Should you open a GIA?
As already mentioned, a General Investment Account could be a really good idea for those investors who already used up their ISA annual allowance and for those who want the freedom to access and withdraw their money at any time. Moreover, a GIA just like an ISA gives the holder can choose between a wide range of investments. Even though a GIA could seem like a very convenient account to open, you should never forget that all investments are always subject to the market’s swings, so there’s always the chance to get back less than what you invested.
GIA or ISA? Which one should you choose?
Nowadays, many new investors struggle to choose between an ISA and a GIA because they don’t know the differences between them. While they may seem like two very similar types of accounts, they are actually two completely different things. Let’s have a look on the main differences between these two really popular investment accounts available in the UK.

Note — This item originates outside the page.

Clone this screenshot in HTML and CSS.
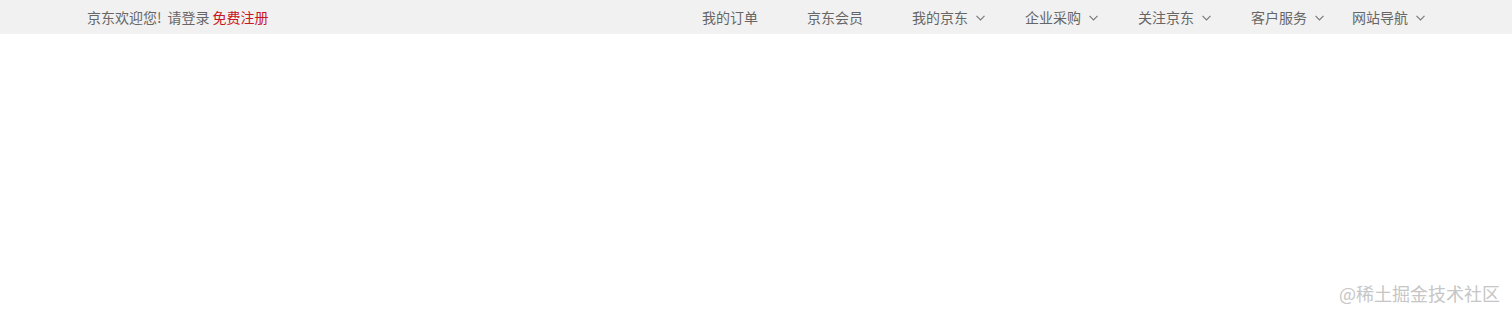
FILE: index.html
```html
<!DOCTYPE html>
<html lang="zh-CN">
<head>
<meta charset="utf-8">
<title>京东</title>
<link rel="stylesheet" href="styles.css">
</head>
<body>
<div class="shortcut">
  <div class="container">
    <div class="welcome">
      <span class="hello">京东欢迎您!</span>
      <a class="login" href="#">请登录</a>
      <a class="register" href="#">免费注册</a>
    </div>
    <ul class="nav">
      <li class="nav-item"><a href="#">我的订单</a></li>
      <li class="nav-item"><a href="#">京东会员</a></li>
      <li class="nav-item nav-item--drop"><a href="#">我的京东</a><svg class="arrow" width="9" height="6" viewBox="0 0 9 6"><polyline points="0.5,0.8 4.5,5 8.5,0.8" fill="none" stroke="#777777" stroke-width="1.1"/></svg></li>
      <li class="nav-item nav-item--drop"><a href="#">企业采购</a><svg class="arrow" width="9" height="6" viewBox="0 0 9 6"><polyline points="0.5,0.8 4.5,5 8.5,0.8" fill="none" stroke="#777777" stroke-width="1.1"/></svg></li>
      <li class="nav-item nav-item--drop"><a href="#">关注京东</a><svg class="arrow" width="9" height="6" viewBox="0 0 9 6"><polyline points="0.5,0.8 4.5,5 8.5,0.8" fill="none" stroke="#777777" stroke-width="1.1"/></svg></li>
      <li class="nav-item nav-item--drop nav-item--tight"><a href="#">客户服务</a><svg class="arrow" width="9" height="6" viewBox="0 0 9 6"><polyline points="0.5,0.8 4.5,5 8.5,0.8" fill="none" stroke="#777777" stroke-width="1.1"/></svg></li>
      <li class="nav-item nav-item--drop nav-item--last"><a href="#">网站导航</a><svg class="arrow" width="9" height="6" viewBox="0 0 9 6"><polyline points="0.5,0.8 4.5,5 8.5,0.8" fill="none" stroke="#777777" stroke-width="1.1"/></svg></li>
    </ul>
  </div>
</div>
<div class="watermark">@稀土掘金技术社区</div>
</body>
</html>
```
FILE: styles.css
```css
* {
  box-sizing: border-box;
}

html, body {
  margin: 0;
  padding: 0;
  background: #ffffff;
}

body {
  font-family: "Noto Sans CJK SC", "Liberation Sans", sans-serif;
  font-size: 14px;
  color: #666666;
  position: relative;
  height: 316px;
  overflow: hidden;
}

a {
  color: inherit;
  text-decoration: none;
}

.shortcut {
  height: 34px;
  background: #f1f1f1;
}

.container {
  width: 1338px;
  margin: 0 auto;
  height: 34px;
  display: flex;
  justify-content: space-between;
  align-items: center;
  line-height: 34px;
}

.welcome {
  display: flex;
  align-items: center;
}

.login {
  margin-left: 6px;
}

.register {
  margin-left: 3px;
  color: #c81623;
}

.nav {
  list-style: none;
  margin: 0;
  padding: 0;
  display: flex;
  align-items: center;
}

.nav-item {
  display: flex;
  align-items: center;
  margin-right: 49px;
}

.nav-item--drop {
  margin-right: 40px;
}

.nav-item--tight {
  margin-right: 28px;
}

.nav-item--last {
  margin-right: 0;
}

.arrow {
  display: block;
  margin-left: 8px;
  margin-top: 2px;
}

.watermark {
  position: absolute;
  left: 1339px;
  top: 280px;
  font-size: 18px;
  line-height: 26px;
  color: #c6c6c6;
  white-space: nowrap;
}
```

First of all, as already mentioned, a General Investment Account is a particular kind of investment fund which can be opened by any UK resident over the age of 18, that allows the holder to invest in a wide range of areas. A GIA comes with no restriction on the amount of money that can be deposited in a tax year and it gives the holder the freedom to withdraw at any time. With this kind of account, you will have to pay contributions according to your tax situation. On the contrary, an ISA is an Individual Savings Account, which has been designed both for savings and investments. Unlike a GIA, by opening and ISA the holder must comply with the annual ISA allowance, which is the maximum amount that can be deposited in a year. This value currently amounts to £20.000 per year. Also, all funds deposited on an ISA are completely tax free, so the holder won’t have to pay any contribution. Either way, always keep in mind that all investments, both made through GIAs and ISAs, come with a risk.